Moreover, as a side note I like that UConn is 4-1 in final four games. It shows they aren’t just on some crazy 25 year hot streak, but that they’ve had some pain and had to earn their status. I don’t know that I was really a Kentucky fan until I had to suffer through the West Virginia loss in 2010 and the UConn loss in 2011. If everything has always been handed to you and you haven’t paid for it with suffering, you don’t really deserve it (this is another one of my major problems with UConn supporters, but you already know how I feel about this). Furthermore, its not just losses, but you have to get SO CLOSE to victory, have it torn away, and then come right back the next year without losing heart.
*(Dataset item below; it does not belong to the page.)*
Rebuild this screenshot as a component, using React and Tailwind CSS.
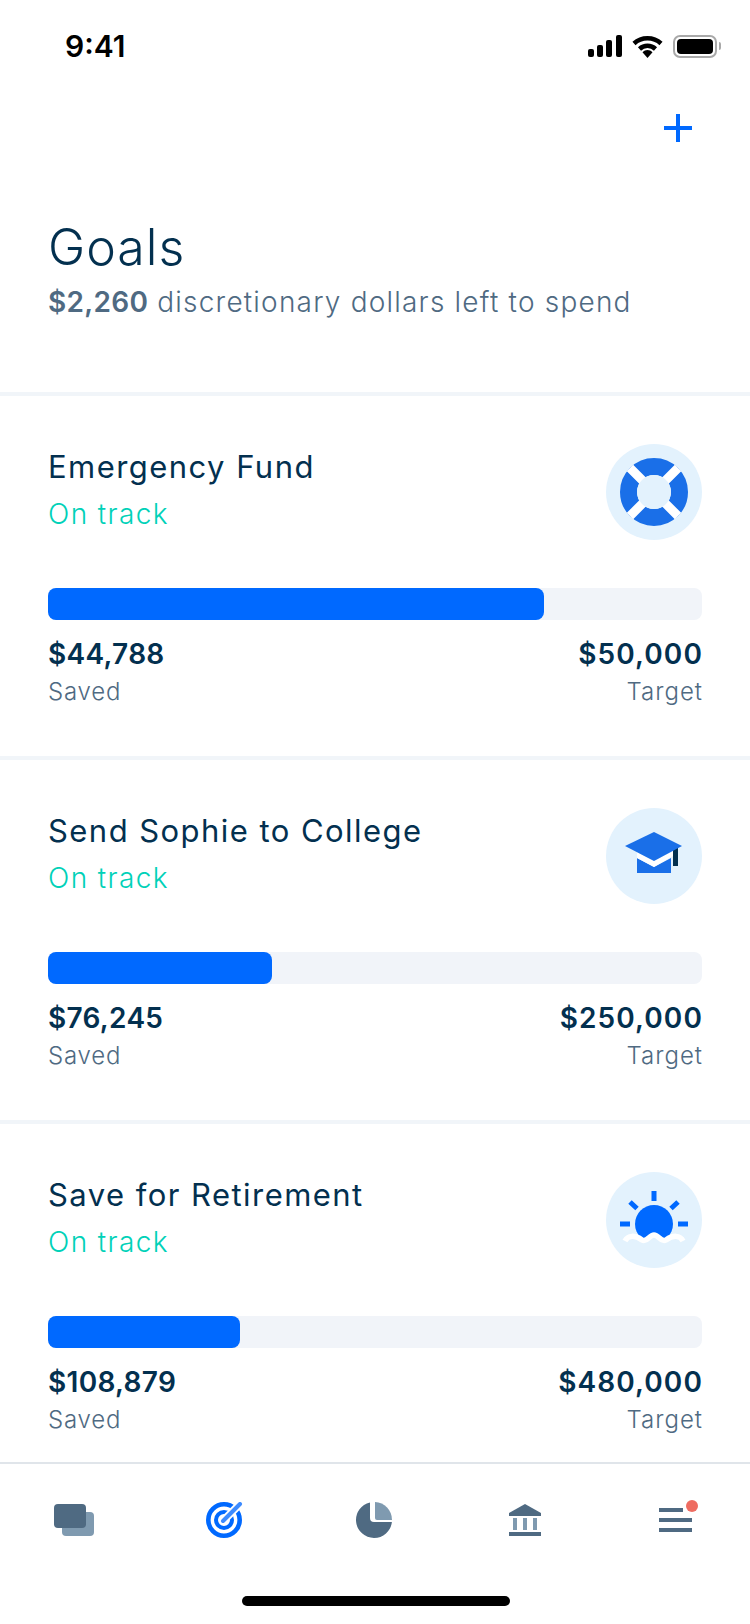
import React from 'react'

const font = "font-['Inter','Noto_Sans',sans-serif]"

const goals = [
  { name: 'Emergency Fund', saved: '$44,788', target: '$50,000', bar: 'w-[496px]', icon: <LifeRing /> },
  { name: 'Send Sophie to College', saved: '$76,245', target: '$250,000', bar: 'w-[224px]', icon: <GradCap /> },
  { name: 'Save for Retirement', saved: '$108,879', target: '$480,000', bar: 'w-[192px]', icon: <Sunset /> },
]

function LifeRing() {
  return (
    <svg width="96" height="96" viewBox="0 0 96 96">
      <circle cx="48" cy="48" r="25.5" fill="none" stroke="#1a6fe8" strokeWidth="17" />
      <path d="M24 24L72 72M72 24L24 72" stroke="#fff" strokeWidth="9" />
      <circle cx="48" cy="48" r="17" fill="#e3f2fd" />
    </svg>
  )
}

function GradCap() {
  return (
    <svg width="96" height="96" viewBox="0 0 96 96">
      <path d="M31 50L48 59L65 50V65H31Z" fill="#1a6fe8" />
      <path d="M31 44L48 53L67 43V48L48 59L31 50Z" fill="#fff" />
      <path d="M67 40L72 38V58H67Z" fill="#03304f" />
      <path d="M19 38L48 24L76 38L48 53Z" fill="#1a6fe8" />
    </svg>
  )
}

function Sunset() {
  return (
    <svg width="96" height="96" viewBox="0 0 96 96">
      <path d="M48 19V29M14 52H24M72 52H82M24 30L31 36.5M72 30L65 36.5" stroke="#0069ff" strokeWidth="5" fill="none" />
      <circle cx="48" cy="52" r="19" fill="#0069ff" />
      <path d="M19 69C22 63 29 63 36 68C41 71 43 63 48 63C53 63 55 71 60 68C67 63 74 63 77 69V80H19Z" fill="#e3f2fd" />
      <path d="M19 69C22 63 29 63 36 68C41 71 43 63 48 63C53 63 55 71 60 68C67 63 74 63 77 69" stroke="#fff" strokeWidth="5.5" fill="none" />
    </svg>
  )
}

function Signal() {
  return (
    <svg width="34" height="22" viewBox="0 0 34 22">
      <rect x="0" y="14" width="6" height="8" rx="2" />
      <rect x="9" y="10" width="6" height="12" rx="2" />
      <rect x="18" y="5" width="6" height="17" rx="2" />
      <rect x="28" y="0" width="6" height="22" rx="2" />
    </svg>
  )
}

function Wifi() {
  return (
    <svg width="31" height="23" viewBox="0 0 31 23">
      <path d="M2 8.5C9.5 1.5 21.5 1.5 29 8.5" fill="none" stroke="#000" strokeWidth="4.5" />
      <path d="M7.5 14C12 9.8 19 9.8 23.5 14" fill="none" stroke="#000" strokeWidth="4.5" />
      <path d="M10.5 17.2C13.5 14.2 17.5 14.2 20.5 17.2L15.5 23Z" />
    </svg>
  )
}

function Battery() {
  return (
    <div className="flex items-center gap-[2px]">
      <div className="w-[44px] h-[23px] rounded-[7px] border-2 border-[#a9a9a9] p-[2px]">
        <div className="w-full h-full rounded-[4px] bg-black" />
      </div>
      <div className="w-[2px] h-[8px] rounded-r-sm bg-[#a9a9a9]" />
    </div>
  )
}

function TabCards() {
  return (
    <svg width="42" height="32" viewBox="0 0 42 32">
      <rect x="8" y="8" width="32" height="24" rx="4" fill="#7f9ab0" />
      <rect x="0" y="0" width="32" height="24" rx="4" fill="#4f6a82" />
    </svg>
  )
}

function TabTarget() {
  return (
    <svg width="38" height="36" viewBox="0 0 38 36">
      <circle cx="18" cy="18" r="15.7" fill="none" stroke="#0069ff" strokeWidth="4.6" />
      <circle cx="18" cy="18" r="8" fill="none" stroke="#0069ff" strokeWidth="4" />
      <path d="M17 19L35 1" stroke="#fff" strokeWidth="8" />
      <path d="M17 19L34 2" stroke="#3d8bff" strokeWidth="4" strokeLinecap="round" />
    </svg>
  )
}

function TabPie() {
  return (
    <svg width="38" height="36" viewBox="0 0 38 36">
      <path d="M14 0.4A18 18 0 1 0 35.9 20H18Q14 20 14 16Z" fill="#4f6a82" />
      <path d="M19 0A18 18 0 0 1 36 18H21Q19 18 19 16Z" fill="#7f9ab0" />
    </svg>
  )
}

function TabBank() {
  return (
    <svg width="32" height="32" viewBox="0 0 32 32">
      <path d="M0 9L16 0L32 9V12H0Z" fill="#4f6a82" />
      <path d="M4 14H8V26H4ZM14 14H18V26H14ZM24 14H28V26H24Z" fill="#7f9ab0" />
      <rect x="0" y="28" width="32" height="4" fill="#4f6a82" />
    </svg>
  )
}

function TabMenu() {
  return (
    <svg width="48" height="40" viewBox="0 0 48 40">
      <path d="M8 8H32V12H8ZM8 18H41V22H8ZM8 28H41V32H8Z" fill="#4f6a82" />
      <circle cx="41" cy="6" r="6" fill="#ee6c61" />
    </svg>
  )
}

function GoalCard({ goal }) {
  return (
    <section className="border-t-4 border-[#f1f5f9] px-12 pt-12 pb-12">
      <div className="flex justify-between items-start">
        <div className="pt-[3px]">
          <h2 className="text-[31px] leading-[40px] font-normal tracking-[1.45px] text-[#03304f]">{goal.name}</h2>
          <p className="mt-[7px] text-[28px] leading-[40px] font-light tracking-[1.4px] text-[#00d1b8]">On track</p>
        </div>
        <div className="w-24 h-24 rounded-full bg-[#e3f2fd]">{goal.icon}</div>
      </div>
      <div className="mt-12 h-8 rounded-lg bg-[#f1f4f9]">
        <div className={`h-8 rounded-lg bg-[#0069ff] ${goal.bar}`} />
      </div>
      <div className="mt-4 flex justify-between">
        <div>
          <p className="text-[28px] leading-9 font-semibold tracking-[0.3px] text-[#03304f]">{goal.saved}</p>
          <p className="mt-1 text-[24px] leading-8 font-light tracking-[0.8px] text-[#4f6a82]">Saved</p>
        </div>
        <div className="text-right -mr-px">
          <p className="text-[28px] leading-9 font-semibold tracking-[1.1px] text-[#03304f]">{goal.target}</p>
          <p className="mt-1 text-[24px] leading-8 font-light tracking-[1px] text-[#4f6a82]">Target</p>
        </div>
      </div>
    </section>
  )
}

export default function App() {
  return (
    <div className={`w-[750px] h-[1624px] flex flex-col overflow-hidden bg-white ${font}`}>
      <header className="h-[392px] shrink-0">
        <div className="flex justify-between items-center pt-[34px] pl-[65px] pr-[29px] h-[58px]">
          <span className="text-[30px] leading-6 font-semibold text-black">9:41</span>
          <div className="flex items-center gap-[10px]">
            <Signal />
            <Wifi />
            <Battery />
          </div>
        </div>
        <div className="flex justify-end pr-[58px] pt-[56px]">
          <svg width="28" height="28" viewBox="0 0 28 28">
            <path d="M14 0V28M0 14H28" stroke="#0069ff" strokeWidth="4" />
          </svg>
        </div>
        <h1 className="ml-12 mt-[75px] text-[50px] leading-[60px] font-light tracking-[1px] text-[#03304f]">Goals</h1>
        <p className="ml-12 mt-[5px] text-[28px] leading-[40px] font-light tracking-[1.2px] text-[#4f6a82]">
          <span className="font-semibold tracking-[0.3px]">$2,260</span> discretionary dollars left to spend
        </p>
      </header>
      <main className="flex-1 overflow-hidden">
        {goals.map((goal) => (
          <GoalCard key={goal.name} goal={goal} />
        ))}
      </main>
      <nav className="shrink-0 h-[162px] border-t-2 border-[#e0e5ea]">
        <div className="grid grid-cols-5 items-center justify-items-center h-10 mt-9">
          <TabCards />
          <TabTarget />
          <TabPie />
          <TabBank />
          <TabMenu />
        </div>
        <div className="mt-14 ml-[242px] w-[268px] h-[10px] rounded-full bg-black" />
      </nav>
    </div>
  )
}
That’s a real fan.

Most UConn supports don’t deserve what they’ve been given and they won’t develop into a top tier fan base anytime in the near future. But even if they don’t, you can’t deny that UConn just stamped their ticket as an elite program. I’d like to see their success last longer than 25 years if they’re ever going to aspire to enter the conversation with programs like Kentucky, Kansas, North Carolina, and Duke, but they’re definitely pushing in the right direction. They are a burgeoning blue blood and a (shockingly) still rising elite power.